As this is our first live chat on Twitter, no matter how much we plan we may encounter a hiccup or two along the way. That’s fine though, we’ll learn from this experience and apply it to future ones. And yes, we do plan to do more of these live tweet chats. As a result, we’re setting a hashtag for this event as #gschat1. Any questions or comments that people plan to tweet, we ask that you include that hashtag so we can be sure to capture them.
We’re also collecting questions ahead of time if people have some topics that we might be able to address and help focus the discussion. You can let us know your question at: http://twtpoll.com/wbk063.
For reference purposes, here are the @USGS tweets announcing the live discussion: http://twitter.com/USGS/statuses/3455672734 and http://twitter.com/USGS/statuses/3455693219
But don’t worry, I’m sure the @USGS account will be reminding people throughout the week 😉 On behalf of the USGS we look forward to your participation and involvement to make this a success and set the bar for future events like this on Twitter.
Note: This post is of my own personal opinion and is not endorsed or supported by any local, state, or federal government agency.
I hope you are able to retweet this as the event nears
We will definitely be retweeting it.
Great stuff. I put this as sharing ideas and practices – definitely something to do. I love to hear what other govies are doing and want to make sure we help each other to succeed as we experiment. I’ll be following on the 2nd and let me know if I can help out in any way.
Thanks Steve!
Lift as you climb!
This is a great example of leaving a bread crumb trail so that other agencies can replicate.
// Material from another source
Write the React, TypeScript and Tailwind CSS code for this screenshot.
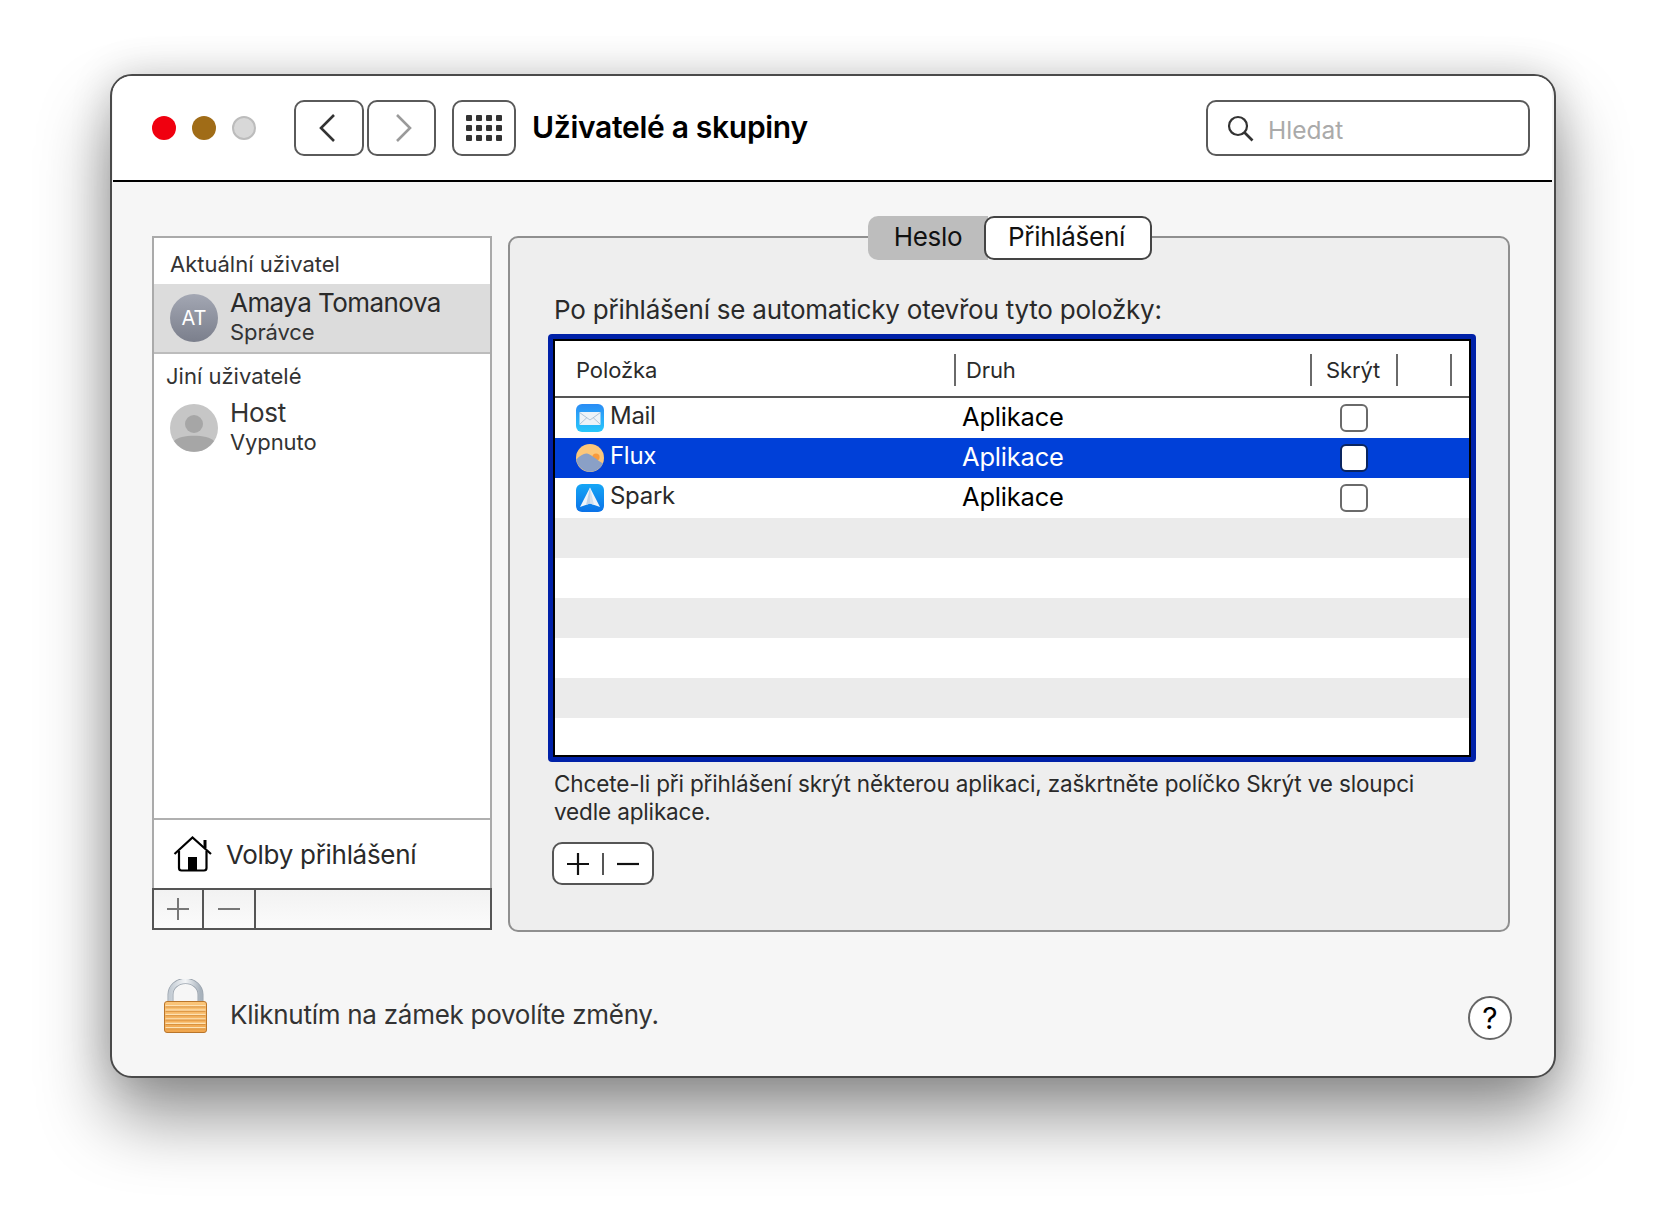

Let’s see if I can use any other analogies to capture the fact that you are a pioneer blazing a trail for all gov innovators. 🙂
Good work, Scott.
@Andrew: Wow, I have to say that’s a great compliment. It’s not just me that is involved though, it’s also my colleague, David Hebert. We’re both excited about the possibilities a tweet chat can offer for the public, our followers, and our own agency. “Life as you climb” for sure. We’ve learned from others and we try to return the favor.